I rented from Budget. They didn’t have a Focus, but I got a Nissan Sentra that had very nice electronic toys for me to play with, including Bluetooth connectivity for my phone for both music and telephone calls. It also connected to my phone via the USB connection which seemed to have slightly better audio, plus keeping my phone charged the entire time. The rated MPG seemed to be about 5mpg less than the Ford, but you take what you can get.

After the drive, I tallied up my gas receipts in the fashion I keep track of with my X5 normally.

Date Gallons  Total Mileage MPG Average MPG  Dollars/Gallon Miles In Tank
11/3/2016 1.212 2.86 18200  $     2.36
11/3/2016 9.222 23.97 18538 36.65 36.65  $     2.60 338.0
11/8/2016 8.284 20.37 18806 32.35 34.62  $     2.46 268.0
11/8/2016 3.552 2.239 18924 33.22 34.38  $     0.63 118.0
11/8/2016 6.359 16.4 19122 31.14 33.63  $     2.58 198.0
11/9/2016 6.673 15.74 19346 33.57 33.62  $     2.36 224.0

And then I transferred that data into a duplicate table like the first one.

Rental Car BMW X5
1146 1146 Miles to Drive
33.62 16 Miles per Gallon
34.09 71.625 Gallons of Gas
 $       2.31  $     2.53 Average cost of Gas
 $     78.72  $ 181.15 Total Cost of Gas
 $ 102.43 Savings by using a rental car

I didn’t get quite the mileage that I was expecting to get while driving the rental car, and it seemed to go down as I drove it longer. I’m guessing that it was largely related to my being more of a leadfoot the longer I was in the car. I paid $171.78 for the rental car, so the estimated gas savings mean that I paid less than $70 for not having wear and tear on my own vehicle.

Nissan Sentra Instrument Pod

Nissan Sentra Instrument Pod

Nissan Sentra

Nissan Sentra

My First Personalized Luggage

I have been purging things recently and after getting rid of my Samsonite luggage, it was time to get rid of my Skyway luggage as well. While I think of the Samsonite as my first luggage, it was originally my mothers, while this Skyway was purchased for me.

Skyway Side View

Full Case Side View

Skyway Handle

Handle with personalization.

The last time I used this luggage for flying was obviously on a trip to Zurich. It’s also interesting that it has GVA inspection stickers on the slide locks, for when it went through Geneva Switzerland.

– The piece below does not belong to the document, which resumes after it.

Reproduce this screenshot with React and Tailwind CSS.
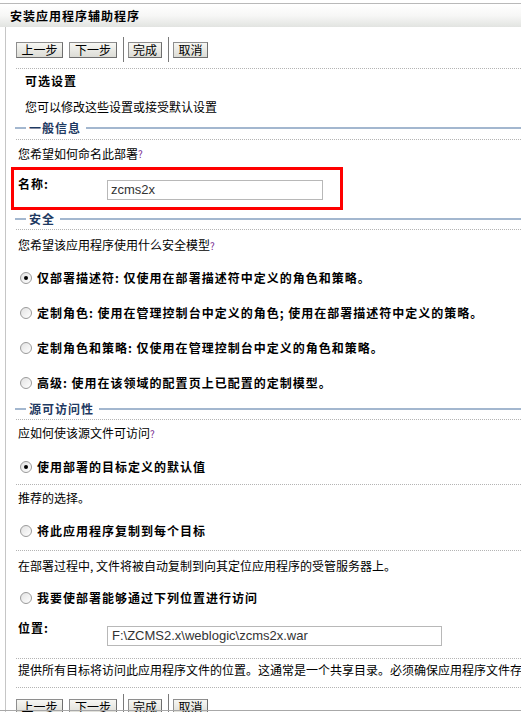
import React from "react";

const cjk = { fontFamily: '"Noto Sans CJK SC", "Noto Sans", sans-serif' };

function Btn({ label, w }) {
  return (
    <button
      className={`h-[16px] ${w} border border-[#8e8e8e] border-r-[#6e6e6e] border-b-[#6e6e6e] bg-gradient-to-b from-[#f7f7f3] to-[#dcdcd6] text-[12px] leading-[14px] text-black flex items-center justify-center`}
    >
      {label}
    </button>
  );
}

function ButtonBar() {
  return (
    <div className="flex items-center h-[25px]">
      <Btn label="上一步" w="w-[47px]" />
      <div className="w-[6px]" />
      <Btn label="下一步" w="w-[48px]" />
      <div className="w-[1px] h-[25px] bg-[#7a7a7a] ml-[6px] mr-[4px]" />
      <Btn label="完成" w="w-[34px]" />
      <div className="w-[1px] h-[25px] bg-[#7a7a7a] ml-[6px] mr-[4px]" />
      <Btn label="取消" w="w-[35px]" />
    </div>
  );
}

function Dotted() {
  return <div className="border-t border-dotted border-[#b4b4b4] h-0" />;
}

function Section({ title }) {
  return (
    <div className="flex items-center h-[16px] -ml-[1px]">
      <div className="w-[11px] h-[2px] bg-[#a3b7cf]" />
      <span className="ml-[3px] mr-[5px] font-bold text-[12px] tracking-[1px] text-[#1f3a62]">
        {title}
      </span>
      <div className="flex-1 h-[2px] bg-[#a3b7cf]" />
    </div>
  );
}

function Help() {
  return <span className="text-[10px] text-[#7a2f92]">?</span>;
}

function Radio({ checked, label, h }) {
  return (
    <div className={`flex items-center ${h} pl-[4px]`}>
      <span className="w-[12px] h-[12px] rounded-full border border-[#9a9a9a] bg-gradient-to-br from-[#e2e2e2] to-white flex items-center justify-center">
        {checked && <span className="w-[4px] h-[4px] rounded-full bg-black" />}
      </span>
      <span className="ml-[5px] font-bold text-[12px] tracking-[1px] text-black whitespace-nowrap">
        {label}
      </span>
    </div>
  );
}

function Text({ children, h, cls = "" }) {
  return (
    <div className={`flex items-center ${h} pl-[2px] text-[12px] text-black whitespace-nowrap ${cls}`}>
      {children}
    </div>
  );
}

export default function App() {
  return (
    <div className="w-[521px] h-[712px] overflow-hidden bg-white relative" style={cjk}>
      {/* title bar */}
      <div className="mt-[3px] border-t border-[#b9b9b9] h-[24px] bg-gradient-to-b from-white via-[#f7f7f6] to-[#e2e4e1] flex items-center pl-[10px]">
        <span className="font-bold text-[12px] tracking-[1px] text-black">安装应用程序辅助程序</span>
      </div>

      <div className="ml-[5px] border-l border-[#c6c6c6] pl-[10px] h-[685px]">
        <div className="pt-[10px]">
          <ButtonBar />
        </div>
        <div className="mt-[6px]">
          <Dotted />
        </div>
        <div className="h-[24px] flex items-center pl-[9px] font-bold text-[12px] tracking-[1px]">可选设置</div>
        <div className="h-[26px] flex items-center pl-[9px] text-[12px] mt-[1px]">您可以修改这些设置或接受默认设置</div>

        {/* 一般信息 */}
        <Section title="一般信息" />
        <div className="mt-[3px]">
          <Dotted />
        </div>
        <Text h="h-[27px]">
          您希望如何命名此部署<Help />
        </Text>
        <div className="-ml-[5px] w-[332px] h-[43px] border-[3px] border-[#ff0000] flex items-start pl-[4px] pt-[8px]">
          <span className="w-[89px] font-bold text-[12px] leading-[12px] tracking-[1px]">名称:</span>
          <div className="mt-[2px] w-[216px] h-[20px] border border-[#b8b8b8] flex items-center pl-[3px]">
            <span className="text-[13px] text-[#333]" style={{ fontFamily: '"Liberation Sans", Arial, sans-serif' }}>
              zcms2x
            </span>
          </div>
        </div>

        {/* 安全 */}
        <div className="mt-[1px]">
          <Section title="安全" />
        </div>
        <div className="mt-[2px]">
          <Dotted />
        </div>
        <Text h="h-[30px]">
          您希望该应用程序使用什么安全模型<Help />
        </Text>
        <Radio h="h-[35px]" checked label="仅部署描述符: 仅使用在部署描述符中定义的角色和策略。" />
        <Radio h="h-[35px]" label="定制角色: 使用在管理控制台中定义的角色; 使用在部署描述符中定义的策略。" />
        <Radio h="h-[35px]" label="定制角色和策略: 仅使用在管理控制台中定义的角色和策略。" />
        <Radio h="h-[35px]" label="高级: 使用在该领域的配置页上已配置的定制模型。" />

        {/* 源可访问性 */}
        <div className="mt-[1px]">
          <Section title="源可访问性" />
        </div>
        <div className="mt-[2px]">
          <Dotted />
        </div>
        <Text h="h-[26px]">
          应如何使该源文件可访问<Help />
        </Text>
        <div className="pt-[4px]">
          <Radio h="h-[34px]" checked label="使用部署的目标定义的默认值" />
        </div>
        <Dotted />
        <Text h="h-[26px]">推荐的选择。</Text>
        <Radio h="h-[39px]" label="将此应用程序复制到每个目标" />
        <Dotted />
        <Text h="h-[30px]">在部署过程中, 文件将被自动复制到向其定位应用程序的受管服务器上。</Text>
        <Radio h="h-[34px]" label="我要使部署能够通过下列位置进行访问" />
        <div className="h-[43px] flex items-start pl-[2px] pt-[7px]">
          <span className="w-[89px] font-bold text-[12px] leading-[12px] tracking-[1px]">位置:</span>
          <div className="mt-[4px] w-[335px] h-[20px] border border-[#b8b8b8] flex items-center pl-[4px]">
            <span className="text-[13px] text-[#333]" style={{ fontFamily: '"Liberation Sans", Arial, sans-serif' }}>
              F:\ZCMS2.x\weblogic\zcms2x.war
            </span>
          </div>
        </div>
        <Dotted />
        <Text h="h-[28px]" cls="pb-[6px]">
          提供所有目标将访问此应用程序文件的位置。这通常是一个共享目录。必须确保应用程序文件存在于此位置, 并且每个目标都可以访问该位置。
        </Text>
        <Dotted />
        <div className="mt-[6px]">
          <ButtonBar />
        </div>
      </div>

      {/* bottom frame edge */}
      <div className="absolute left-0 right-0 bottom-[1px] h-[1px] bg-[#a8a8a8]" />
    </div>
  );
}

This was very nice luggage that I was probably given as I went off to university in 1985. It was the first generation with four wheels that you pulled behind you instead of the two wheel style of the earlier Samsonite. Two wheels rotate, while two wheels stay straight. It had a leash that connected to a hook on one end and could be snapped to the top for storage, or as was generally recommended, disconnected entirely so it wouldn’t get pulled loose in transit.

This design was not a hardside like the Samsonite, but had a sturdy outer fabric. It wasn’t as moisture resistant, but was generally nicer. It had a stiff outer frame, and the sides were softer and somewhat flexible.

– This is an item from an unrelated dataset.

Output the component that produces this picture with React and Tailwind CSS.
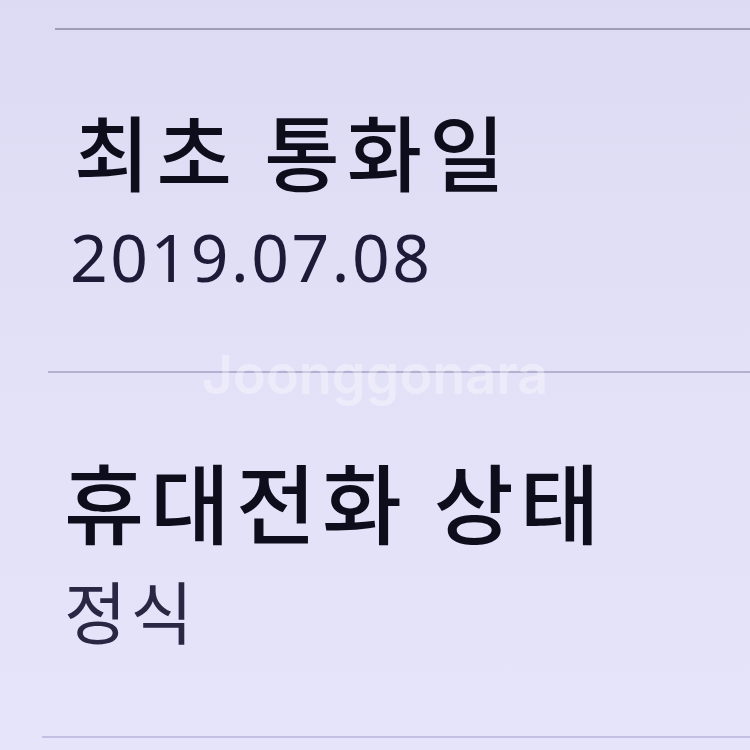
export default function App() {
  return (
    <div className="relative w-[750px] h-[750px] overflow-hidden bg-gradient-to-b from-[#dddbf3] via-[#e3e1f8] to-[#e6e4fb]">
      <div className="h-[28px]" />
      <div className="ml-[55px] h-[2px] bg-[#9f9cb8]" />
      <div className="ml-[74px] mt-[79px] text-[82px] leading-none text-[#0e0d1c] font-medium tracking-[7px] whitespace-nowrap" style={{ fontFamily: '"Noto Sans CJK KR", "Noto Sans", sans-serif' }}>
        최초 통화일
      </div>
      <div className="ml-[70px] mt-[32px] text-[66px] leading-none text-[#1d1b38] tracking-[2.5px]" style={{ fontFamily: '"Noto Sans", Roboto, sans-serif' }}>
        2019.07.08
      </div>
      <div className="ml-[48px] mt-[82px] h-[2px] bg-[#b3b0d2]" />
      <div className="ml-[64px] mt-[84px] text-[87px] leading-none text-[#0e0d1c] font-medium tracking-[6px] whitespace-nowrap" style={{ fontFamily: '"Noto Sans CJK KR", "Noto Sans", sans-serif' }}>
        휴대전화 상태
      </div>
      <div className="ml-[64px] mt-[32px] text-[68px] leading-none text-[#2a2745] tracking-[4px]" style={{ fontFamily: '"Noto Sans CJK KR", "Noto Sans", sans-serif' }}>
        정식
      </div>
      <div className="ml-[42px] mt-[92px] h-[2px] bg-[#c2bfe2]" />
      <div className="absolute left-0 right-0 top-[334px] flex justify-center pointer-events-none">
        <span className="text-[54px] font-semibold text-white/35" style={{ fontFamily: 'Inter, "Noto Sans", sans-serif' }}>
          Joonggonara
        </span>
      </div>
    </div>
  );
}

I carried this luggage back and forth to Europe with me many times in the early 1990s. A nice feature of this design is the ability to open it on a luggage rack and rummage through the contents. The style of the Samsonite required double the space to open it.  Both of these were before the modern habit of luggage that’s designed to be carried on in the passenger compartment. When I was flying with this I could also carry on a garment bag and have it hung in the closet in the airplane.

The heavy use of this bag over the years has obviously bent the frame around the wheels, causing one to come off entirely, and the others not to sit straight.  Having a combination lock was nice because it could be secured without worrying about having the right key to open it. This was all in the days before TSA. Back then, the only time your bag would be opened for inspection would be in your presence, usually as you were going through international customs.

Time to get rid of old Samsonite

It’s finally time to get rid of the oldest suitcase that I’ve been keeping around. I’ve had a stack of suitcases in my storage unit for the past several years, and I occasionally pull one out if I’m traveling and need more than an overnight bag can easily carry.

This one is kind of interesting, and the stickers on it are nostalgic for me. It still has the manufacturer sticker proclaiming that it has WHEELS!

Samsonite with handle extended

Samsonite with handle extended

Samsonite with handle secured

Samsonite with handle secured

This was the first generation suitcase with wheels, and it really was a big deal. Mom bought this suitcase, but it became the suitcase that I carried most often. I know that the suitcase was purchased in 1981 or earlier, because the cruise stickers were from Christmas of 1981. This is the style case cruise ships still recommend, because it opens in the middle, lies flat, and can slide under most beds. You can see that the plastic feet for the suitcase have broken off in recent years.

We lived in Australia from 1981 to 1983. I really liked the Advance Australia logo, and anyone who’s checked luggage a lot knows that making your luggage recognizable is important.

P&O was the Pacific and Orient Cruise Line, which became famous running Princess Cruises, and we went out on the Sea Princess. The Sea Princess was the sister ship to the Pacific Princess, which was the ship used for the TV Series The Love Boat.

Inside Airline Tag

Inside Airline Tag with our Australia address and phone number

This was the suitcase I took with me when I went off to university, with everything I needed for the first semester if school inside. When I graduated a few years later, I had a 5’x10′ storage unit full of stuff.

This suitcase has carried a lot of memories for me. Now it’s taking space in a storage unit that needs to be made available for other items.